None of the students has been released.
Military camp
The university is located next to the massive wall that Israel is building in the West Bank. According to the Palestinian human rights group Al-Haq, Israel confiscated 200 dunums (50 acres) from Kadoorie to build the wall and another 23 dunums (5.5 acres) for a military training camp within the campus.
Israel has also established a military checkpoint at the university’s entrance. The attacks have been so severe that the university has had to close on occasions.
Students have also reported that Israeli soldiers have pointed their guns directly at them, giving the impression that the soldiers were about to open fire.
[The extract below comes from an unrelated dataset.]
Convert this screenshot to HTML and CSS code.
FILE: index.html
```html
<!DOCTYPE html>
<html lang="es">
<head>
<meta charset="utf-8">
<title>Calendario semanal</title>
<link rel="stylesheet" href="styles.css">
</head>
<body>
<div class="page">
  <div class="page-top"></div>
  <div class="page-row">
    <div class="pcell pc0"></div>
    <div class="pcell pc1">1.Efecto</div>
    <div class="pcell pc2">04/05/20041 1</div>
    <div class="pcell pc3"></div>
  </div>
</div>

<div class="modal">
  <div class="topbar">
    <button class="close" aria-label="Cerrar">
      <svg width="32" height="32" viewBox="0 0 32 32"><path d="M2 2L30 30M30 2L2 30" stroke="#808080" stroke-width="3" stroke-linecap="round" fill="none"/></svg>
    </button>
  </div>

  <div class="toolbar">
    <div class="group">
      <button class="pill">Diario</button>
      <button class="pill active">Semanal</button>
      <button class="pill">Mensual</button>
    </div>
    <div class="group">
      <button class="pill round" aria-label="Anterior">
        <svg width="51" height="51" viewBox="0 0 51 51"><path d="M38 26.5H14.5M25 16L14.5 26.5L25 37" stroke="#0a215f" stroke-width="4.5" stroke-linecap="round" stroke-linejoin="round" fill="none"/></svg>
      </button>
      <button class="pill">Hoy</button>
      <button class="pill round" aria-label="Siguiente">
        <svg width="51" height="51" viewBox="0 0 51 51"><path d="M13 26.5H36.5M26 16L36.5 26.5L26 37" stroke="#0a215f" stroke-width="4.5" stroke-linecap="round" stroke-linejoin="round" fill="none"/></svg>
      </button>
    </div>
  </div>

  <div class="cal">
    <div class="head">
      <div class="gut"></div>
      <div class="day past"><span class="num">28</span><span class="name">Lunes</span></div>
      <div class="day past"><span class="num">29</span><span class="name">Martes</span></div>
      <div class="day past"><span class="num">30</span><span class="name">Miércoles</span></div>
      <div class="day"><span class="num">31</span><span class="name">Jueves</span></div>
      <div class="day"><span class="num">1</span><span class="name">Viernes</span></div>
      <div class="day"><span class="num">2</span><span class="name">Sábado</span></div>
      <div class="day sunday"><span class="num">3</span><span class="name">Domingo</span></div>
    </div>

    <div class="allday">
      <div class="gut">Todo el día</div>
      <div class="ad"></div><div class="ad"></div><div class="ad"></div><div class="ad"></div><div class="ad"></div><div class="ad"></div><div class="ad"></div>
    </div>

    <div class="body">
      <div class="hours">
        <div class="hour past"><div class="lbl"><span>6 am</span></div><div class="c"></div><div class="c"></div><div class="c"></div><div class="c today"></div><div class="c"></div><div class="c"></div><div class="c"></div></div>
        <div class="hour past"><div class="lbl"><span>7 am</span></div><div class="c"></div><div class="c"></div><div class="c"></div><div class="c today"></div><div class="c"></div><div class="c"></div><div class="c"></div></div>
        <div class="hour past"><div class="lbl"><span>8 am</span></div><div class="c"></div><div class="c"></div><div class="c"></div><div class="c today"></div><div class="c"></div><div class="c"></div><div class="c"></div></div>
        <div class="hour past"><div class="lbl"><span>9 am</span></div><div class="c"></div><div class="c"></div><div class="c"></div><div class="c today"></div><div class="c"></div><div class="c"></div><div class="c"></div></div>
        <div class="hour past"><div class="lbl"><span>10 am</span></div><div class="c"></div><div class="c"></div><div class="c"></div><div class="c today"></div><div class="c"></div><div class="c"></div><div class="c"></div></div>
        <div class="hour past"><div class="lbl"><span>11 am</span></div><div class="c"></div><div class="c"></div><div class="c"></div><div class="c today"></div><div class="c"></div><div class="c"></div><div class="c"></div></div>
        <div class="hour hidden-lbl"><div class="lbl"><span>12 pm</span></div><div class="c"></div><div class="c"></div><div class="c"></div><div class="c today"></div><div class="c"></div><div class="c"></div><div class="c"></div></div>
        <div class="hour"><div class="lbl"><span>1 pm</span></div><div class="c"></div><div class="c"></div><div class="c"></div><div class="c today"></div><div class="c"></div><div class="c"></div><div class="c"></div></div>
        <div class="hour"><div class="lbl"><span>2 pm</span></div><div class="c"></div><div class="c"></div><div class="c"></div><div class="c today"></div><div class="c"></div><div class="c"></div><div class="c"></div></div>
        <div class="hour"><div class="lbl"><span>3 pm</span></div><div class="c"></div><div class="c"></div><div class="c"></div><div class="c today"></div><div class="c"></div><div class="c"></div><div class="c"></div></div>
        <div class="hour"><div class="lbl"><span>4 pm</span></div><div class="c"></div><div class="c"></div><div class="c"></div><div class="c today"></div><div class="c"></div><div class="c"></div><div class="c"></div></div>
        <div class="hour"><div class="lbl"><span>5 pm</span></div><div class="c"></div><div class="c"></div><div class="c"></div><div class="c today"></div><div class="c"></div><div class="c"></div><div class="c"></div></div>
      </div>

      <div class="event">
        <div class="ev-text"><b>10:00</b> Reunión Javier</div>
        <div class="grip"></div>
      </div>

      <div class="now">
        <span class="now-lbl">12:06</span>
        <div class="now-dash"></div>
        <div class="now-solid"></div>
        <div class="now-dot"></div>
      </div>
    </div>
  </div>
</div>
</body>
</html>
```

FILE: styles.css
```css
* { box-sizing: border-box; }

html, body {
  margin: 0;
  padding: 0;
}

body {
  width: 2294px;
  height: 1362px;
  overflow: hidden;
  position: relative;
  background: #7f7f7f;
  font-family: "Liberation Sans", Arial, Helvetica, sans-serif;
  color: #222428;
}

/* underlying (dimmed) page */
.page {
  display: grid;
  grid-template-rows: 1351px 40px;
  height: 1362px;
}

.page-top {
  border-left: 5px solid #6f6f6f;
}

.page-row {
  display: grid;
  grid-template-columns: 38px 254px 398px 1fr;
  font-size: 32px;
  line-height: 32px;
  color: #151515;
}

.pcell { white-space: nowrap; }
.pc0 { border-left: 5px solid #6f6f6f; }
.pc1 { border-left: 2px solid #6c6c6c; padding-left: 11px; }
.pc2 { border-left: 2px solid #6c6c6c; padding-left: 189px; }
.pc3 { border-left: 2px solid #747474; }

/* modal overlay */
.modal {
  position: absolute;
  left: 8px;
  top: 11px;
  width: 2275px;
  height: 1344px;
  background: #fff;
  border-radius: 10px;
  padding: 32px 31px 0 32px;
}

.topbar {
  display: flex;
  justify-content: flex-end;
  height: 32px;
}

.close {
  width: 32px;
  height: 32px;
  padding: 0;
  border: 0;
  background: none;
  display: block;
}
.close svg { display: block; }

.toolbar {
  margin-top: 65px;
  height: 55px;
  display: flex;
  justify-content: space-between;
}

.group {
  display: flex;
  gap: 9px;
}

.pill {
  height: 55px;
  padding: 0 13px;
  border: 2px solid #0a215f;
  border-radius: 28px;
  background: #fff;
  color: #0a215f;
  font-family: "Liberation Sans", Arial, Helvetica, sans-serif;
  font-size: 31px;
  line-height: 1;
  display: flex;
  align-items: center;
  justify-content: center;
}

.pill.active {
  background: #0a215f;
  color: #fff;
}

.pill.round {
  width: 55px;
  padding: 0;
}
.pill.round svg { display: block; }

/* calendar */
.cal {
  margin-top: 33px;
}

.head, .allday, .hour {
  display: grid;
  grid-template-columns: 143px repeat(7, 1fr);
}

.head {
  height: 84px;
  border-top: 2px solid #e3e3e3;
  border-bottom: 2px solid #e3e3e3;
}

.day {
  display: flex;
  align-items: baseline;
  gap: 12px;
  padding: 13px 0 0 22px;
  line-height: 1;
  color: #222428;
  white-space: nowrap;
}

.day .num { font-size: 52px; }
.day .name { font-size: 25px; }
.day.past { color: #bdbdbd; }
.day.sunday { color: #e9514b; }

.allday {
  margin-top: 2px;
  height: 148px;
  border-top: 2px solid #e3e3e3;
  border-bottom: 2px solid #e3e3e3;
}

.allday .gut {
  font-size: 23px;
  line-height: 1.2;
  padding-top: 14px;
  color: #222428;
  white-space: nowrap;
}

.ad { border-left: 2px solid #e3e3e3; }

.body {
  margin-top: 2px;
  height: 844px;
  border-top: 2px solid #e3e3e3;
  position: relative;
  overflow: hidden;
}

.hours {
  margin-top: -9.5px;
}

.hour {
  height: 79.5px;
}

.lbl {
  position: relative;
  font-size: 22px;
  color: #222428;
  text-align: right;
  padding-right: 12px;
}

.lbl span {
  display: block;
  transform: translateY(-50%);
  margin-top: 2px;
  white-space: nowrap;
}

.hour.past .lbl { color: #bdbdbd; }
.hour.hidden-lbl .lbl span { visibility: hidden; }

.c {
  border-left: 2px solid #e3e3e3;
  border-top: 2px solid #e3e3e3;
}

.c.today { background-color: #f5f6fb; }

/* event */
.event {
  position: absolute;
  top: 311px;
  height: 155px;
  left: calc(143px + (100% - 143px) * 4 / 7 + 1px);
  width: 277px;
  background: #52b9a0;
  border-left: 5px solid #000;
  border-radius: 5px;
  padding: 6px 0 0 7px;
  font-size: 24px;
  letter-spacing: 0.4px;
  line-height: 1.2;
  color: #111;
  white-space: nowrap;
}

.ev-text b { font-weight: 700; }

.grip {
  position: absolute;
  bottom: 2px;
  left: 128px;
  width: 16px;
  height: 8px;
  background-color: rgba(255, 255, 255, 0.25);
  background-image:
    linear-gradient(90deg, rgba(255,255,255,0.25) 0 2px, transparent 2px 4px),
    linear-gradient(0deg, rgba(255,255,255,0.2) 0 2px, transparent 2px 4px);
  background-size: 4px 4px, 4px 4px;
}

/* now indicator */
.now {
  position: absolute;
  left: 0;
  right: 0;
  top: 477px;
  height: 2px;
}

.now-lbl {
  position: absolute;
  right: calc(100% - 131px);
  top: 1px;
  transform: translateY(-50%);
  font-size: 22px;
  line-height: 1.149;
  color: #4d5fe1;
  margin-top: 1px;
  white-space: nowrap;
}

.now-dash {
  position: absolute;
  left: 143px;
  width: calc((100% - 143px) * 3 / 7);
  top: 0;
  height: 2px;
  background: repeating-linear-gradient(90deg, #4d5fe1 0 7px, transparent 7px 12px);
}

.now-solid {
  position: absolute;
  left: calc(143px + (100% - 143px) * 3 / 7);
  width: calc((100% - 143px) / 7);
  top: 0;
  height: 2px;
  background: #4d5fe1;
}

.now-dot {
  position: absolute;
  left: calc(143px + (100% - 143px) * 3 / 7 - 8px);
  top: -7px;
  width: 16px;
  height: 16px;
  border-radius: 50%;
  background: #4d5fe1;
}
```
When a number of students responded to such threatening behavior in October by throwing stones and fireworks at the military training area, the Israeli soldiers fired large quantities of tear gas into the university.
Al-Haq has produced a video about the attacks (see above). The group contends that the Israeli army’s presence in Kadoorie amounts to a violation of the 1993 Oslo accords.As a result of these accords, Kadoorie was placed in Area A of the West Bank, which is supposed to be under full Palestinian control for administrative and security purposes.
Al-Quds University in Abu Dis, an area on the outskirts of occupied East Jerusalem, has also been a target for repeated Israeli incursions.
During October, 513 people suffered from tear gas inhalation on that campus, Al-Haq has calculated.
Live ammunition was also used by Israeli forces, who have broken doors, gates and windows at the university.
The right to education is guaranteed by a number of United Nations’ agreements.
Yet Israel denies that right to Palestinians at all levels of education.
In East Jerusalem, Israel has been increasing its intimidation of schoolchildren lately. Around 5,000 children have to pass through a military checkpoint each morning in order to reach schools in the Ras al-Amud neighborhood. Israel erected the checkpointed in mid-October.
Asma Abasi, who heads a committee for parents with children in the area’s schools, said that the experience means pupils are “agitated” when they eventually make it to their classrooms.
And once they make it past the checkpoints, Israeli forces often raid their schools, Abasi told The Electronic Intifada.
Settler harassment
Meanwhile, Israeli settlers in the West Bank city of Hebron blocked pupils from reaching class on Thursday.
The Palestinian Authority’s education ministry has stated that settlers wish to have the Qortoba school in Hebron, which serves pupils between the ages of 7 and 16, closed down. The school is located beside an Israeli settlement.
One settler, Anat Cohen, regularly harasses Palestinians in Hebron. Seen in the video above, she was reportedly the first settler to obstruct the children from reaching Qortoba yesterday. She was then joined by other settlers, who subjected the pupils to verbal abuse.Another video from the scene shows her breaking through a group of soldiers and shouting into the faces of children.